Hi --- sorry I haven't had much time to post. I totally overcommitted on some reviewing and proposal writing. Then I got one of my journal articles and one of my proposals back needing revising. Also, I gave a talk in Bern (which is quite beautiful) and learned about some new research that makes one of the grants I'd been trying to put together a lot simpler. So I dropped everything for a couple days & checked that out.

Will is here and it is very nice. We are not seeing each other much again; I was alone two weeks and will be again I think maybe for three, unless one of us breaks down & cancels some of the stuff we are meant to be doing this month. I think it should be Will since he gets more work done here than in Nottingham anyway, and so do I, but it is my turn to go there.

The talk in Bern went very well. It was an evolutionary biology department, so it seems I have learned how to address the weird questions on variation I was getting for a while. Bern also have a great system where they coerce their Masters students into asking questions by making their seminar series a mandatory unit which is only marked by each student handing in one page where they say what three questions they asked that term and explained & discussed the answers they got. But there were also professors there and I was able to answer all their questions too.

I can't remember if I blogged about the weird question I'd got at my first two biology invited talks before. I was demonstrating a model of how easy it is to evolve altruism, and I got this question "why is there any selfishness then." This is kind of like showing how useful walking is and then being asked why anything swims. This time I started out the talk (maybe the third slide) talking about fitness landscapes and how evolution is full of tradeoffs between conflicting pressures, and that these tradeoffs can produce ridges in the fitness landscape & you can expect to see various species at any location along that ridge. I am surprised by how many biologists are surprised by this.

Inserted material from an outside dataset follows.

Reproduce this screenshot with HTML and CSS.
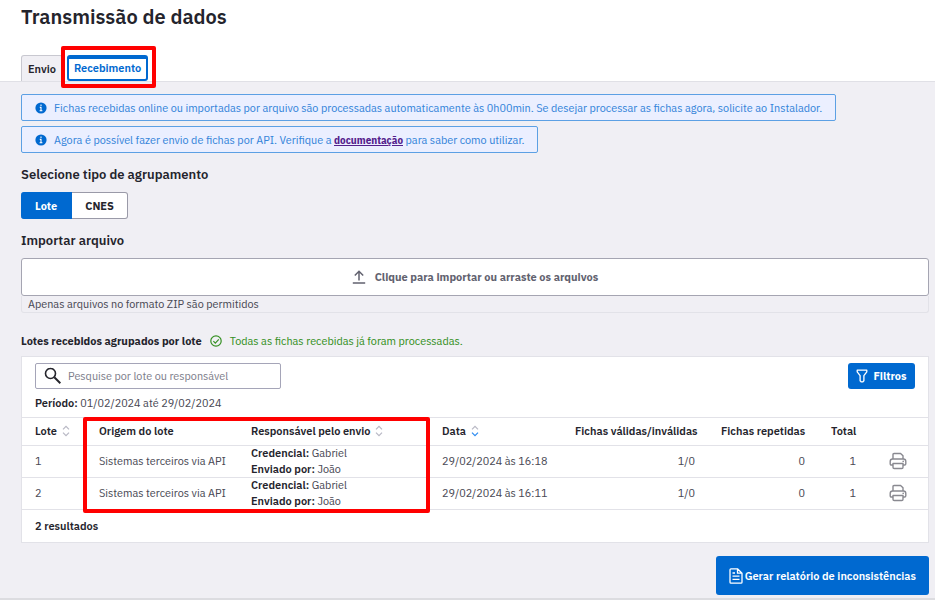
FILE: index.html
```html
<!DOCTYPE html>
<html lang="pt-BR">
<head>
<meta charset="utf-8">
<meta name="viewport" content="width=device-width, initial-scale=1">
<title>Transmissão de dados</title>
<link rel="stylesheet" href="styles.css">
</head>
<body>
<svg class="sprite" aria-hidden="true">
  <symbol id="info" viewBox="0 0 12 12"><circle cx="6" cy="6" r="5.6" fill="#0069d0"/><path d="M6 2.6v1.5M4.8 5.4H6v3M4.6 8.7h2.8" stroke="#fff" stroke-width="1.1" fill="none"/></symbol>
  <symbol id="up" viewBox="0 0 8 12"><path d="M1 4.400 4 1.400l3 3"/></symbol>
  <symbol id="down" viewBox="0 0 8 12"><path d="m1 7.600 3 3 3-3"/></symbol>
  <symbol id="printer" viewBox="0 0 18 18"><g fill="none" stroke="#898990" stroke-width="1.4" stroke-linejoin="round"><path d="M4 7V2.5q0-1 1-1h6.6L14 3.8V7"/><path d="M4 13H2.4Q1.2 13 1.2 11.800V9.500Q1.200 7 3.600 7h10.800q2.400 0 2.400 2.500v2.300q0 1.200-1.200 1.200H14"/><path d="M4 11.500h10v3.800q0 1.200-1.200 1.200H5.200Q4 16.500 4 15.300z"/></g><circle cx="14.200" cy="9.400" r=".8" fill="#898990"/></symbol>
</svg>

<header class="top">
  <h1>Transmissão de dados</h1>
  <nav class="tabs">
    <button class="tab" type="button">Envio</button>
    <span class="tab-wrap"><button class="tab active" type="button">Recebimento</button><span class="mark mark-tab"></span></span>
  </nav>
</header>

<main>
  <p class="notice"><svg class="i12"><use href="#info"/></svg><span>Fichas recebidas online ou importadas por arquivo são processadas automaticamente às 0h00min. Se desejar processar as fichas agora, solicite ao Instalador.</span></p>
  <p class="notice"><svg class="i12"><use href="#info"/></svg><span>Agora é possível fazer envio de fichas por API. Verifique a <a href="#documentacao">documentação</a> para saber como utilizar.</span></p>

  <h2>Selecione tipo de agrupamento</h2>
  <div class="segmented">
    <button class="on" type="button">Lote</button><button type="button">CNES</button>
  </div>

  <h2>Importar arquivo</h2>
  <button class="drop" type="button">
    <svg class="upload" viewBox="0 0 14 14"><path d="M7 10.500V1.500M2.800 5.500 7 1.300l4.200 4.200M.8 13h12.400" fill="none" stroke="#62626f" stroke-width="1.500"/></svg>
    Clique para importar ou arraste os arquivos
  </button>
  <p class="hint">Apenas arquivos no formato ZIP são permitidos</p>

  <div class="list-title">
    <h3>Lotes recebidos agrupados por lote</h3>
    <svg class="i12" viewBox="0 0 12 12" fill="none" stroke="#359023" stroke-width="1.200"><circle cx="6" cy="6" r="5.200"/><path d="m3.400 6.200 1.900 1.900 3.500-3.700"/></svg>
    <span class="ok">Todas as fichas recebidas já foram processadas.</span>
  </div>

  <section class="card">
    <div class="toolbar">
      <label class="search">
        <svg viewBox="0 0 18 18" fill="none" stroke="#25252c"><circle cx="6.500" cy="6.500" r="5" stroke-width="1.600"/><path d="m10.300 10.300 6 5.900" stroke-width="2"/></svg>
        <input type="text" placeholder="Pesquise por lote ou responsável" aria-label="Pesquise por lote ou responsável">
      </label>
      <button class="primary filter" type="button">
        <svg viewBox="0 0 12 14"><path d="M1.200 1.200h9.600v1.600L7.900 6.600v5.200l-1 1H5.100l-1-1V6.600L1.200 2.800z" fill="none" stroke="#fff" stroke-width="1.300" stroke-linejoin="round"/></svg>
        Filtros
      </button>
    </div>
    <p class="period"><b>Período:</b> 01/02/2024 até 29/02/2024</p>
    <div class="table-wrap">
      <table>
        <colgroup><col class="c-lote"><col class="c-origem"><col class="c-resp"><col><col class="c-valid"><col class="c-rep"><col class="c-total"><col class="c-print"></colgroup>
        <thead>
          <tr><th>Lote <svg class="sort"><use href="#up"/><use href="#down"/></svg></th><th>Origem do lote</th><th>Responsável pelo envio <svg class="sort"><use href="#up"/><use href="#down"/></svg></th><th>Data <svg class="sort"><use href="#up"/><use class="desc" href="#down"/></svg></th><th class="num">Fichas válidas/inválidas</th><th class="num">Fichas repetidas</th><th class="num">Total</th><th></th></tr>
        </thead>
        <tbody>
          <tr><td>1</td><td>Sistemas terceiros via API</td><td><b>Credencial:</b> Gabriel<br><b>Enviado por:</b> João</td><td>29/02/2024 às 16:18</td><td class="num">1/0</td><td class="num">0</td><td class="num">1</td><td class="act"><button type="button" aria-label="Imprimir lote 1"><svg><use href="#printer"/></svg></button></td></tr>
          <tr><td>2</td><td>Sistemas terceiros via API</td><td><b>Credencial:</b> Gabriel<br><b>Enviado por:</b> João</td><td>29/02/2024 às 16:11</td><td class="num">1/0</td><td class="num">0</td><td class="num">1</td><td class="act"><button type="button" aria-label="Imprimir lote 2"><svg><use href="#printer"/></svg></button></td></tr>
        </tbody>
      </table>
      <span class="mark mark-table"></span>
    </div>
    <p class="results">2 resultados</p>
  </section>

  <div class="actions">
    <button class="primary report" type="button">
      <svg viewBox="0 0 14 16"><path d="M8.500.8H2Q1 .8 1 1.800v12.400q0 1 1 1h10q1 0 1-1V5.200zM8.500.8v4.400H13M3.500 5h2.500M3.500 8.200h7M3.500 11.400h7" fill="none" stroke="#fff" stroke-width="1.300" stroke-linejoin="round"/></svg>
      Gerar relatório de inconsistências
    </button>
  </div>
</main>
</body>
</html>
```
FILE: styles.css
```css
* { box-sizing: border-box; }
body { margin: 0; min-height: 100vh; background: #f0eff4; color: #24242c; font: 12px/16px "IBM Plex Sans Condensed", Roboto, "Noto Sans", sans-serif; }
h1, h2, h3, p { margin: 0; }
h1, h2, h3, b, th, .results, button { font-family: "IBM Plex Sans", Roboto, "Noto Sans", sans-serif; font-weight: 600; }
button, input { font-size: inherit; line-height: inherit; color: inherit; }
input { font-family: inherit; }
b, th, .results, button { font-size: 11px; }
button { padding: 0; border: 0; background: none; cursor: pointer; }
svg { display: block; flex: none; }
.sprite { position: absolute; width: 0; height: 0; }
.i12 { width: 12px; height: 12px; }

.top { background: #fff; padding: 5px 21px 0; border-bottom: 1px solid #e0e0e6; }
h1 { font-size: 20px; line-height: 24px; }
.tabs { display: flex; gap: 4px; margin-top: 26px; }
.tab { height: 26px; padding: 0 6px; border: 1px solid #c8c8d0; border-bottom: 0; border-radius: 3px 3px 0 0; background: #f0eff4; }
.tab-wrap { position: relative; }
.tab.active { background: #fff; color: #0069d0; border: 2px solid #0069d0; border-top-width: 4px; border-radius: 3px; padding: 0 5px 2px; }
.mark { position: absolute; border: 4px solid #f00; border-radius: 2px; pointer-events: none; }
.mark-tab { inset: -9px -8px -7px -6px; }

main { padding: 12px 6px 3px 21px; border-bottom: 2px solid #dcdce0; }
.notice { display: flex; align-items: center; gap: 7px; width: fit-content; min-height: 27px; margin-bottom: 5px; padding: 0 13px; border: 1px solid #5ca0e4; border-radius: 2px; background: #ebefff; color: #3585da; }
.notice a { color: #53208c; font-size: 11px; font-weight: 700; }
h2 { font-size: 13px; line-height: 20px; }
.notice + h2 { margin-top: 12px; }
.segmented { display: flex; width: fit-content; margin: 7px 0 12px; }
.segmented button { height: 27px; padding: 0 13px; border: 1px solid #9a9aa8; border-left: 0; border-radius: 0 3px 3px 0; background: #fff; font-weight: 700; }
.segmented .on { padding: 0 14px; border-color: #0069d0; border-radius: 3px 0 0 3px; background: #0069d0; color: #fff; }
.drop { display: flex; align-items: center; justify-content: center; gap: 9px; width: 100%; height: 38px; margin-top: 7px; border: 1px solid #a5a5b2; border-radius: 3px; background: #fff; color: #62626f; font-weight: 700; }
.upload { width: 14px; height: 14px; }
.hint { padding: 0 6px; border: 1px solid #e2e2e8; border-top: 0; border-radius: 0 0 3px 3px; color: #4a4a55; }
.list-title { display: flex; align-items: center; gap: 8px; margin: 20px 0 7px; }
h3 { font-size: 11px; line-height: 16px; font-weight: 700; }
.ok { color: #359023; }

.card { border: 1px solid #e2e2e8; background: #fff; }
.toolbar { display: flex; justify-content: space-between; padding: 6px 13px 0 13px; }
.search { display: flex; align-items: center; gap: 6px; width: 246px; height: 26px; padding: 0 8px; border: 1px solid #a5a5b8; border-radius: 2px; }
.search svg { width: 18px; height: 18px; }
.search input { flex: 1; min-width: 0; padding: 0; border: 0; outline: 0; background: none; }
.search input::placeholder { color: #80808c; opacity: 1; }
.primary { display: flex; align-items: center; justify-content: center; border-radius: 3px; background: #0069d0; color: #fff; }
.filter { gap: 5px; width: 67px; height: 26px; font-weight: 700; }
.filter svg { width: 12px; height: 14px; }
.period { padding: 6px 13px; color: #4a4a55; }
b { color: #24242c; }
.table-wrap { position: relative; border-bottom: 1px solid #e2e2e8; }
table { width: 100%; border-collapse: collapse; table-layout: fixed; color: #4a4a55; }
th, td { padding: 0 13px; text-align: left; white-space: nowrap; box-shadow: inset 0 1px #e2e2e8; }
th { height: 28px; color: #24242c; }
td { height: 32px; }
.num { text-align: right; }
.act { padding: 0 20px; }
.act button, .act svg { display: block; width: 18px; height: 18px; }
.sort { display: inline-block; width: 8px; height: 12px; margin-left: 2px; vertical-align: -2px; fill: none; stroke: #b8b8c4; stroke-width: 1.2; }
.desc { stroke: #2c8bf0; }
.c-lote { width: 64px; }
.c-origem { width: 152px; }
.c-resp { width: 191px; }
.c-valid { width: 146px; }
.c-rep { width: 110px; }
.c-total { width: 51px; }
.c-print { width: 59px; }
.mark-table { top: 0; bottom: -4px; left: 61px; width: 347px; }
.results { padding: 8px 13px; font-weight: 600; }
.actions { display: flex; justify-content: flex-end; margin-top: 13px; }
.report { gap: 2px; height: 39px; padding: 0 13px; }
.report svg { width: 14px; height: 16px; }
```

I think it is kind of basic, but it took me months to figure out that was the image they were lacking when they asked me the selfishness question.

I told you I have a great new collaborator in Bath that I'm looking forward to going back to work with, Nick Priest. I think we are going to be working a bunch on variation. Everyone is so obsessed with evolution being about selection, but they forget about the fact evolution also needs to maintain a population of options to select between. This can even be a kind of long-term species-level memory, so species can switch between phenotypes easily, though of course also there is innovation of new forms.

It is very fun to think about intelligence (or at least, intelligent behaviour) being learned across generations and species as well as within societies and within individuals.

Here is the other cool EuroTourist thing I saw this week (Will was there this time) -- we went to a Darwin Lecture in the main hall of the Rathaus (town hall.) There was a 3-day meeting for educating the public about evolution and celebrating Darwin. We only went to the opening talk which was about how much of the genome humans and Neanderthals share. Since the series was for ordinary people it was all in German, which is why I only went to one talk. Some of the people at the KLI were really mad because the organizers let the Cardinal of Vienna speak who is a creationist. It is hard because if you don't let him talk he says you are afraid, but you hate to validate him by letting him say he participates in scientific meetings. It's not really participating to say "I learned a lot here but I know due to faith you are just wrong." Given that two consecutive popes have said that Evolution is scientific fact and the pope is the ultimate authority in Catholicism I should think he should just be excommunicated. But obviously no religion -- or other organization -- would survive if they kicked out everyone who even partially dissented. It's a real sign of weakness to be afraid of subordinates who disagree with you.

Will and I are going to have tea with someone who used to do something concerning human rights for the UN and is now the director of the fundamental rights agency for the EU. Will met him in Nottingham through his colleagues in the human rights centre & it turns out he lives literally around the corner from us here, in the same block!